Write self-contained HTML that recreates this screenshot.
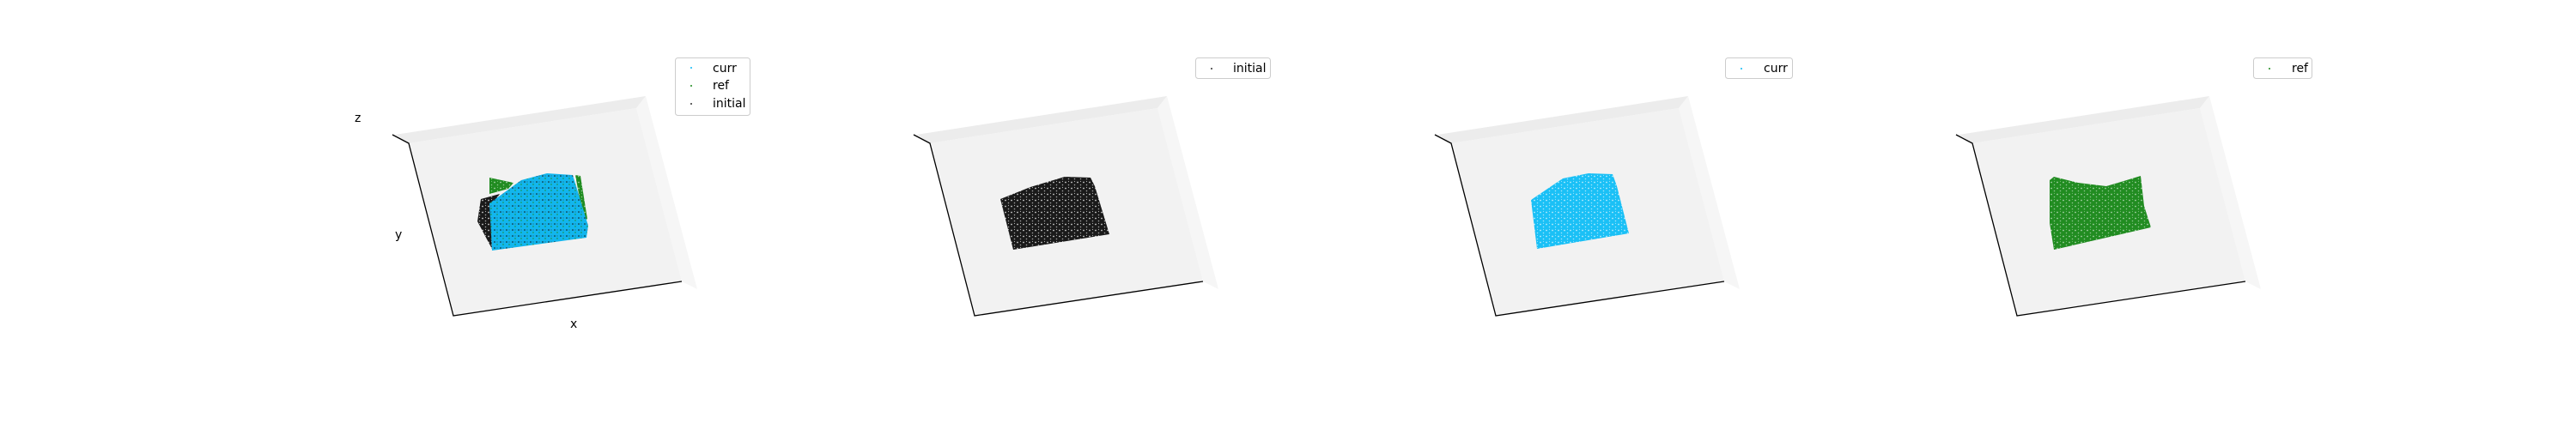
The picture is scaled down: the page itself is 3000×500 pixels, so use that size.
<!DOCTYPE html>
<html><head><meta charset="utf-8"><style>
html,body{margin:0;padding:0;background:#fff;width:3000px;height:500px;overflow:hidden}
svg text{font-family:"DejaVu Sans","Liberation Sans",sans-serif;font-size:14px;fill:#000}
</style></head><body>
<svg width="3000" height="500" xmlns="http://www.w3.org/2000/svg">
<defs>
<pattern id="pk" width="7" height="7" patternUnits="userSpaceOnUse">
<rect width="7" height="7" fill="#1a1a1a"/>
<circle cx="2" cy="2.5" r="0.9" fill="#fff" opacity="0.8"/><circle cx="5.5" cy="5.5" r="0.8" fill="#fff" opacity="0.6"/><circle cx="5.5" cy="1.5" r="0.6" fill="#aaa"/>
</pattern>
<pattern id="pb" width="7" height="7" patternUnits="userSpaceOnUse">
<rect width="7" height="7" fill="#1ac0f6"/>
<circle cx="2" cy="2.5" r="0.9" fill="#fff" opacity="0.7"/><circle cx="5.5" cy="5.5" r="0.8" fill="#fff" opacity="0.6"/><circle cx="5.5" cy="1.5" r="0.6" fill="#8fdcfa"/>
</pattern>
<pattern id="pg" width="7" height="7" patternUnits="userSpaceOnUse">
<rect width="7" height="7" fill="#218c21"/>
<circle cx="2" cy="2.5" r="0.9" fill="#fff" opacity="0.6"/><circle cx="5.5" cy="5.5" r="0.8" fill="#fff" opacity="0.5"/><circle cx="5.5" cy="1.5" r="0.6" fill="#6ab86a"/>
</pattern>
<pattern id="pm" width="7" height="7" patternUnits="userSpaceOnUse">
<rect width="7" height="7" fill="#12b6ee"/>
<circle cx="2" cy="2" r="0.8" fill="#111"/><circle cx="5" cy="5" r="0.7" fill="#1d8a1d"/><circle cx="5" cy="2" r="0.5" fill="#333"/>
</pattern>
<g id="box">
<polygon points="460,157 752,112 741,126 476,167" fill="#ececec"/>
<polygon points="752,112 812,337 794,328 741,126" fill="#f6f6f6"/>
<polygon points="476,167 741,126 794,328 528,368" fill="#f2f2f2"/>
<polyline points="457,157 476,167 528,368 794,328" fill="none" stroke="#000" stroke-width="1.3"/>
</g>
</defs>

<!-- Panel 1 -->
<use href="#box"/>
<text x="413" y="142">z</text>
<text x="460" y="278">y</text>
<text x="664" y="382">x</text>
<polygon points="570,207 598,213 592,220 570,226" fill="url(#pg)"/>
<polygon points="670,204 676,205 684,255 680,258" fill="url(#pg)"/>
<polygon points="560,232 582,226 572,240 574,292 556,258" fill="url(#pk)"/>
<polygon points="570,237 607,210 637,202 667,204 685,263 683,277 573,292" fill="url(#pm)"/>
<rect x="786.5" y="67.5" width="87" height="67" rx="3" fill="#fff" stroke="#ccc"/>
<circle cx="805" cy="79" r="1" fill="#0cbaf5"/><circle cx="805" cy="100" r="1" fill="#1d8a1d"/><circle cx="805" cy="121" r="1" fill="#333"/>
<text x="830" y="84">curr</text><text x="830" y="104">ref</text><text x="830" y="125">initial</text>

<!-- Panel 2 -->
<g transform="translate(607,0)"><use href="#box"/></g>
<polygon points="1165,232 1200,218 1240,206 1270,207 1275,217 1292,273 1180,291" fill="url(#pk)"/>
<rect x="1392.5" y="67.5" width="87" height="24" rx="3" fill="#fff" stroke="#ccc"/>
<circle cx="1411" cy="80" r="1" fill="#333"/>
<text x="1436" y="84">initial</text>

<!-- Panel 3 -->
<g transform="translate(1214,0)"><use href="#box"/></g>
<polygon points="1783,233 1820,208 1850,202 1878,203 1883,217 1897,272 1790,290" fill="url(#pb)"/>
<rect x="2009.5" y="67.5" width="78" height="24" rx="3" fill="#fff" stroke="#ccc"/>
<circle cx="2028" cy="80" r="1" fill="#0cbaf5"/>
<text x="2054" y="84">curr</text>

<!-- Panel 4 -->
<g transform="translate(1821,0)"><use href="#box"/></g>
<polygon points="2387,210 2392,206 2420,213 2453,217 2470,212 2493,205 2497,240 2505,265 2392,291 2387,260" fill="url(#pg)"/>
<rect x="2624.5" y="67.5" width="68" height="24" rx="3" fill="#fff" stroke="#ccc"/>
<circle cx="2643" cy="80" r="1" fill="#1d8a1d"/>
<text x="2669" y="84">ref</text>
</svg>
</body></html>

§ **REQUIRED WORK**:
Write out each line of the data exactly; the images should be left out.

§ **RESULT**:
Write self-contained HTML that recreates this screenshot.
The picture is scaled down: the page itself is 3000×500 pixels, so use that size.
<!DOCTYPE html>
<html><head><meta charset="utf-8"><style>
html,body{margin:0;padding:0;background:#fff;width:3000px;height:500px;overflow:hidden}
svg text{font-family:"DejaVu Sans","Liberation Sans",sans-serif;font-size:14px;fill:#000}
</style></head><body>
<svg width="3000" height="500" xmlns="http://www.w3.org/2000/svg">
<defs>
<pattern id="pk" width="7" height="7" patternUnits="userSpaceOnUse">
<rect width="7" height="7" fill="#1a1a1a"/>
<circle cx="2" cy="2.5" r="0.9" fill="#fff" opacity="0.8"/><circle cx="5.5" cy="5.5" r="0.8" fill="#fff" opacity="0.6"/><circle cx="5.5" cy="1.5" r="0.6" fill="#aaa"/>
</pattern>
<pattern id="pb" width="7" height="7" patternUnits="userSpaceOnUse">
<rect width="7" height="7" fill="#1ac0f6"/>
<circle cx="2" cy="2.5" r="0.9" fill="#fff" opacity="0.7"/><circle cx="5.5" cy="5.5" r="0.8" fill="#fff" opacity="0.6"/><circle cx="5.5" cy="1.5" r="0.6" fill="#8fdcfa"/>
</pattern>
<pattern id="pg" width="7" height="7" patternUnits="userSpaceOnUse">
<rect width="7" height="7" fill="#218c21"/>
<circle cx="2" cy="2.5" r="0.9" fill="#fff" opacity="0.6"/><circle cx="5.5" cy="5.5" r="0.8" fill="#fff" opacity="0.5"/><circle cx="5.5" cy="1.5" r="0.6" fill="#6ab86a"/>
</pattern>
<pattern id="pm" width="7" height="7" patternUnits="userSpaceOnUse">
<rect width="7" height="7" fill="#12b6ee"/>
<circle cx="2" cy="2" r="0.8" fill="#111"/><circle cx="5" cy="5" r="0.7" fill="#1d8a1d"/><circle cx="5" cy="2" r="0.5" fill="#333"/>
</pattern>
<g id="box">
<polygon points="460,157 752,112 741,126 476,167" fill="#ececec"/>
<polygon points="752,112 812,337 794,328 741,126" fill="#f6f6f6"/>
<polygon points="476,167 741,126 794,328 528,368" fill="#f2f2f2"/>
<polyline points="457,157 476,167 528,368 794,328" fill="none" stroke="#000" stroke-width="1.3"/>
</g>
</defs>

<!-- Panel 1 -->
<use href="#box"/>
<text x="413" y="142">z</text>
<text x="460" y="278">y</text>
<text x="664" y="382">x</text>
<polygon points="570,207 598,213 592,220 570,226" fill="url(#pg)"/>
<polygon points="670,204 676,205 684,255 680,258" fill="url(#pg)"/>
<polygon points="560,232 582,226 572,240 574,292 556,258" fill="url(#pk)"/>
<polygon points="570,237 607,210 637,202 667,204 685,263 683,277 573,292" fill="url(#pm)"/>
<rect x="786.5" y="67.5" width="87" height="67" rx="3" fill="#fff" stroke="#ccc"/>
<circle cx="805" cy="79" r="1" fill="#0cbaf5"/><circle cx="805" cy="100" r="1" fill="#1d8a1d"/><circle cx="805" cy="121" r="1" fill="#333"/>
<text x="830" y="84">curr</text><text x="830" y="104">ref</text><text x="830" y="125">initial</text>

<!-- Panel 2 -->
<g transform="translate(607,0)"><use href="#box"/></g>
<polygon points="1165,232 1200,218 1240,206 1270,207 1275,217 1292,273 1180,291" fill="url(#pk)"/>
<rect x="1392.5" y="67.5" width="87" height="24" rx="3" fill="#fff" stroke="#ccc"/>
<circle cx="1411" cy="80" r="1" fill="#333"/>
<text x="1436" y="84">initial</text>

<!-- Panel 3 -->
<g transform="translate(1214,0)"><use href="#box"/></g>
<polygon points="1783,233 1820,208 1850,202 1878,203 1883,217 1897,272 1790,290" fill="url(#pb)"/>
<rect x="2009.5" y="67.5" width="78" height="24" rx="3" fill="#fff" stroke="#ccc"/>
<circle cx="2028" cy="80" r="1" fill="#0cbaf5"/>
<text x="2054" y="84">curr</text>

<!-- Panel 4 -->
<g transform="translate(1821,0)"><use href="#box"/></g>
<polygon points="2387,210 2392,206 2420,213 2453,217 2470,212 2493,205 2497,240 2505,265 2392,291 2387,260" fill="url(#pg)"/>
<rect x="2624.5" y="67.5" width="68" height="24" rx="3" fill="#fff" stroke="#ccc"/>
<circle cx="2643" cy="80" r="1" fill="#1d8a1d"/>
<text x="2669" y="84">ref</text>
</svg>
</body></html>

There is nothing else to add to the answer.